Now that we have a proof of The Mean Value Theorem, we can look at some applications of the theorem.

Example: Suppose that we have a function, where $f(0) = -3$ and $f'(x) \le 5$ for all values in the domain of f(x). How large can f(2) possibly be?

First, let's think about what information we currently know. We know the values of f(0), and the largest value of f'(x). The Mean Value Theorem tells us that there is a c value where $f'(c) = \frac{f(b)-f(a)}{b-a}$ on the interval [a,b].

Given we know x = 0, and what to determine the largest values f(2) can be, let the interval be [0,2]. This gives us:

$f'(c) = \frac{f(b)-f(a)}{b-a}$
$\Longrightarrow f'(c) = \frac{f(2)-f(0)}{2-0}$
$\Longrightarrow 2f'(c) = f(2) + 3$
$\Longrightarrow 2f'(c) - 3 = f(2)$

Since we know that $f'(x) \le 5$, we know that f'(x) can at most be 5. Therefore:

$2*5-3 = f(2)$

Therefore, f(2) can be at most 7.

Using The Mean Value Theorem, we can also prove some new useful theorems.

Theorem: If f'(x) = 0 for all x in an interval (a,b), then f is constant on the interval (a,b)

To prove this, we can use the Mean Value Theorem.
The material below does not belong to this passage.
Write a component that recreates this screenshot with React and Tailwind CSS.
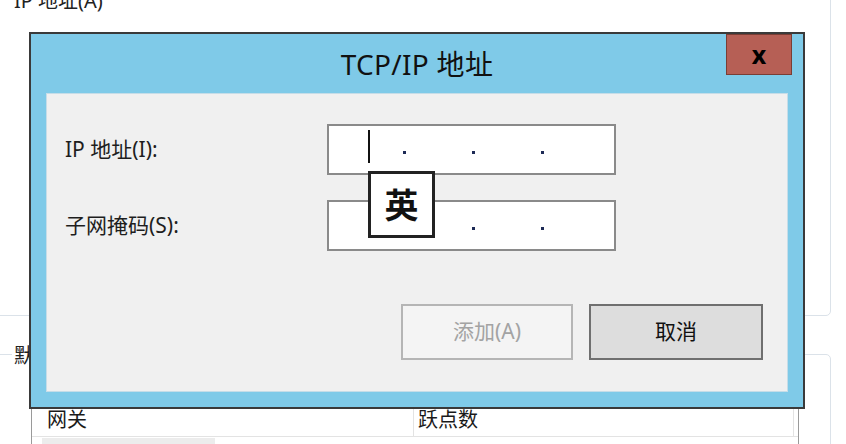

Let x1 and x2 be any two numbers in (a,b). Since f(x) is differentiable on (a,b) by the theorem definition, it is also continuous on (a,b). This means we can apply mean value theorem to get:

$f'(c) = \frac{f(x_2)-f(x_1)}{x_2-x_1}$
$= f'(c)(x_2-x_1)$
$=f(x_2)-f(x1)$

If, as the theorem says, we let $f'(c) = 0$, we get:
$0 = f(x_2) - f(x_1) \Longrightarrow f(x_2) = f(x_1)$

Therefore, since $f(x_2) = f(x_1)$, the function must be constant.